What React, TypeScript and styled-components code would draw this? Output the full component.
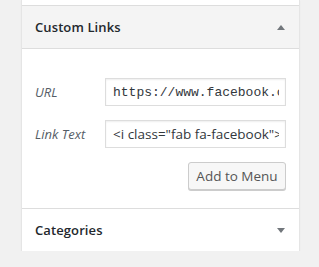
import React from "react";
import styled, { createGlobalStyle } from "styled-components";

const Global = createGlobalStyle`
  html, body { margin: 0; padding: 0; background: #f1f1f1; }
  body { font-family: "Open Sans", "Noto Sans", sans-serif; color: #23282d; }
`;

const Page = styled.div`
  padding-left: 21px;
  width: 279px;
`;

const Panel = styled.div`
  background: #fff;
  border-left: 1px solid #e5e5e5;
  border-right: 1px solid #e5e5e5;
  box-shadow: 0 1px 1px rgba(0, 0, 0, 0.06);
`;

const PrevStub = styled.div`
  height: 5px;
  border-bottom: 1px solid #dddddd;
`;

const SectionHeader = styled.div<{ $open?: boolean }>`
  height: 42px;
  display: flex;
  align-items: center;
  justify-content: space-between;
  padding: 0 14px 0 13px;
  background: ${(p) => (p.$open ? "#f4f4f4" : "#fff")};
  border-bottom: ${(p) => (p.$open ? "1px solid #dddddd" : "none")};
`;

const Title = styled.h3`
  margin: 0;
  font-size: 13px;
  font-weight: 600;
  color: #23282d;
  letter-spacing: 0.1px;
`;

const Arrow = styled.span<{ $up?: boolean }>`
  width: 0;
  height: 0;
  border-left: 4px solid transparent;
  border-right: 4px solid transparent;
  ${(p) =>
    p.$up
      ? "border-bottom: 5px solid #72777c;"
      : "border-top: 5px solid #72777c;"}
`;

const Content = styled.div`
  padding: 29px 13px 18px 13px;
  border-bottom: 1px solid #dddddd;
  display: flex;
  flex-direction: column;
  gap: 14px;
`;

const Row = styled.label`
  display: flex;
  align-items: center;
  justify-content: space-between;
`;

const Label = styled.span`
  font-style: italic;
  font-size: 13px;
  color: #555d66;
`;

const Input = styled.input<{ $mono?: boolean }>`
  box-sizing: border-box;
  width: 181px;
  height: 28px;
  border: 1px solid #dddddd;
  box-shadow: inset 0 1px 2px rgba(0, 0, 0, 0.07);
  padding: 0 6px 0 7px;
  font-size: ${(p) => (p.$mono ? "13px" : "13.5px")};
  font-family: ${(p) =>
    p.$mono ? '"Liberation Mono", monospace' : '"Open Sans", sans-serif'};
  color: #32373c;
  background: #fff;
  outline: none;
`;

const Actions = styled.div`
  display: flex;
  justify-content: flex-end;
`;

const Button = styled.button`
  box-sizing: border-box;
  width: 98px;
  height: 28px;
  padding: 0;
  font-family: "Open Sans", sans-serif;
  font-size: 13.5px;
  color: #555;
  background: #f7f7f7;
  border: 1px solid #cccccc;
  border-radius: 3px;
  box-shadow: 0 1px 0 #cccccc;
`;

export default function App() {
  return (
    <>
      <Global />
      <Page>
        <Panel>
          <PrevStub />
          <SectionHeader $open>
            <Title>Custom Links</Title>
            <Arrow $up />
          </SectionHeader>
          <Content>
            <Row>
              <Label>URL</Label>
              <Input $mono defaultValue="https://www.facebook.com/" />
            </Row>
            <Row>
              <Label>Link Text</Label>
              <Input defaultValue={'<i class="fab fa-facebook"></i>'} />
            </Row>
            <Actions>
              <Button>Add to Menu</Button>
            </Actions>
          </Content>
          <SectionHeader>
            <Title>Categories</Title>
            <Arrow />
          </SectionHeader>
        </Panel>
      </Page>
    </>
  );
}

= = =

(WORK INSTRUCTIONS):
Pick out every line above that holds the word "components" and copy it.

(EXERCISE SOLUTION):
What React, TypeScript and styled-components code would draw this? Output the full component.
import styled, { createGlobalStyle } from "styled-components";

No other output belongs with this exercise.